A: People started talking about how Scott Frost, a former Nebraska quarterback, would be a good head coach. He’s doing really well where he is now, Central Florida, and the fans like him a lot now, even though a lot of us 20 years ago, including me, thought he was kind of an asshole. Huskers fans really started liking the idea of Frost coming back to Nebraska, and there have been reports that he’s talking to the university about it.

Frost himself denies those reports. Thing is, he has a reason to deny them. Maybe he doesn’t want his team to get distracted by the idea of him leaving – I mean, look at what that did to our players. Maybe he wants his bosses to know he’ll bust his tail for them until the very end. Those are good reasons for him to say he isn’t coming to Nebraska when he really is.

On the other hand, maybe Frost really isn’t coming to Nebraska. In that case, Huskers fans are going to feel lost, unless a nationally famous coach shows up. Let’s just say it would take a lot of money and other incentives to get a coach who isn’t used to snow, to live in Lincoln, Nebraska. The athletic department could afford it, and since different people run it now than the ones from three years ago, maybe candidates will see the new head honchos as folks who will give a coach a chance.

Personally, I think the university has let people talk about Frost because it gave them hope, and hope translates into money. Thing is, they painted themselves into a corner by doing so – if they don’t bring Frost to Nebraska, or someone phenomenal, Huskers fan will be upset, and that translates into less merchandise and, maybe, fewer ticket sales.

OK, time for one more question:

Q: Why is all of this such a big deal?

A: Football is a big deal for the same reason any other fandom is. We love heroes. We love seeing people fight and win, and a football game settles things a lot more quickly than most of the ways we resolve disputes in real life. Plus, football players inspire me with their resilience and their perseverance – if they win, they celebrate, then get back to work, and if they lose, they cool off, then get back to work.

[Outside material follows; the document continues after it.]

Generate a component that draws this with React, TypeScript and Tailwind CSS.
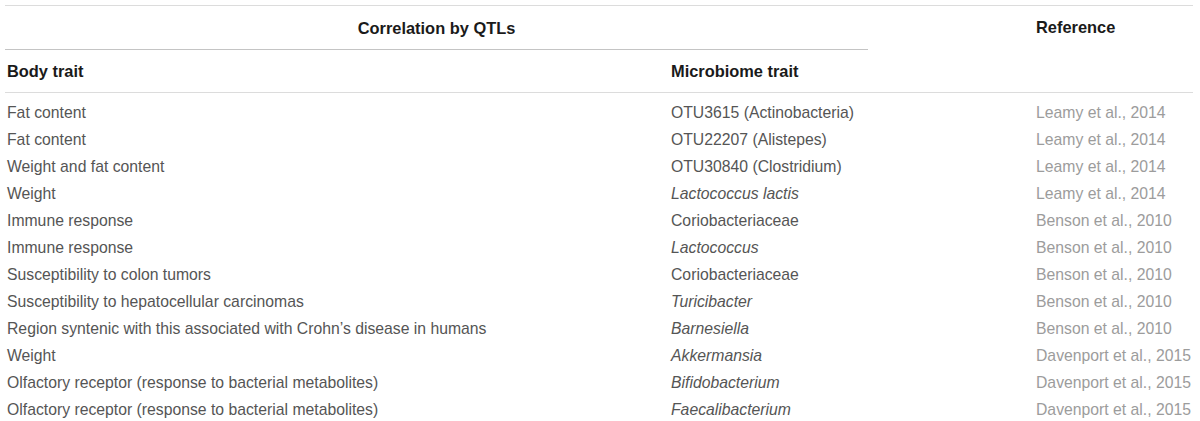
const rows: { body: string; microbe: string; italic?: boolean; ref: string }[] = [
  { body: "Fat content", microbe: "OTU3615 (Actinobacteria)", ref: "Leamy et al., 2014" },
  { body: "Fat content", microbe: "OTU22207 (Alistepes)", ref: "Leamy et al., 2014" },
  { body: "Weight and fat content", microbe: "OTU30840 (Clostridium)", ref: "Leamy et al., 2014" },
  { body: "Weight", microbe: "Lactococcus lactis", italic: true, ref: "Leamy et al., 2014" },
  { body: "Immune response", microbe: "Coriobacteriaceae", ref: "Benson et al., 2010" },
  { body: "Immune response", microbe: "Lactococcus", italic: true, ref: "Benson et al., 2010" },
  { body: "Susceptibility to colon tumors", microbe: "Coriobacteriaceae", ref: "Benson et al., 2010" },
  { body: "Susceptibility to hepatocellular carcinomas", microbe: "Turicibacter", italic: true, ref: "Benson et al., 2010" },
  { body: "Region syntenic with this associated with Crohn’s disease in humans", microbe: "Barnesiella", italic: true, ref: "Benson et al., 2010" },
  { body: "Weight", microbe: "Akkermansia", italic: true, ref: "Davenport et al., 2015" },
  { body: "Olfactory receptor (response to bacterial metabolites)", microbe: "Bifidobacterium", italic: true, ref: "Davenport et al., 2015" },
  { body: "Olfactory receptor (response to bacterial metabolites)", microbe: "Faecalibacterium", italic: true, ref: "Davenport et al., 2015" },
];

export default function App() {
  return (
    <div className="min-h-screen bg-white pt-[5px] pl-[5px] pr-[7px] font-['Liberation_Sans',Arial,sans-serif] text-[15.75px]">
      <div className="border-t border-[#dcdcdc]">
        {/* Header */}
        <div className="flex">
          <div className="w-[863px]">
            <div className="h-[44px] border-b border-[#c4c4c4] flex items-center justify-center pt-[1px] font-bold text-[16.4px] text-[#1a1a1a]">
              Correlation by QTLs
            </div>
            <div className="h-[42px] flex items-center font-bold text-[16.4px] text-[#1a1a1a]">
              <div className="w-[666px] pl-[2px]">Body trait</div>
              <div>Microbiome trait</div>
            </div>
          </div>
          <div className="flex-1 pl-[168px] pt-[9px] font-bold text-[16.4px] text-[#1a1a1a]">Reference</div>
        </div>

        {/* Rows */}
        <div className="border-t border-[#dcdcdc] pt-[6px]">
          {rows.map((r, i) => (
            <div key={i} className="flex h-[27px] items-center">
              <div className="w-[666px] pl-[2px] text-[#555]">{r.body}</div>
              <div className={`w-[365px] text-[#555] ${r.italic ? "italic" : ""}`}>{r.microbe}</div>
              <div className="flex-1 text-[#9c9c9c]">{r.ref}</div>
            </div>
          ))}
        </div>
      </div>
    </div>
  );
}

It’s hard for someone who wasn’t living here in the 90s to understand how glorious Huskers football was. No matter how lousy our weeks were, we’d tune in on Saturday, if the game was on TV – not all of them were; this was the Dark Ages – and we’d watch the Huskers mutilate their opponents, and we’d feel a lot better. The players were us, by proxy, just as a character in any popular TV show is the viewer, by proxy.

Nebraska hasn’t won a National Championship in 20 years. The Huskers did come close in 2001 or so, before Miami, a school mainly known for fielding teams full of criminals or future Baltimore Ravens players, which are the same thing, beat Nebraska soundly. The Huskers have deteriorated badly after some of the university leadership decided to make the team new and modern instead of going with the longevity that brought consistency and continuity to the team.

(By the way, since two Miami players are on the Steelers roster now, I figure, maybe the place isn’t so bad. Just saying.)

Anyway, Nebraska fans are begging for a return to the ’90s. Theoretically, it’s possible. Realistically, in this day and age, it’s really tough to re-establish the longevity Nebraska coaches had at the time, especially when a head coach could always go somewhere else. I think that’s the reason so many Huskers fans want Frost as Head Coach – he’s young enough that he could spend the next couple of decades in Lincoln.

The main obstacle involved in establishing the atmosphere back in the ’90s, I suppose, is that even if Frost does come back, Huskers fans probably will have to handle a couple of crappy seasons at first, and a few more down the road. They also will have to hope that either the NFL doesn’t call Frost, or that Frost has learned from the college head coaches who went to the NFL and promptly sucked. In other words, Huskers fans will have to be patient, and in a day and age when so many people cannot read an opinion that exceeds 140 characters, that’s a tough sell.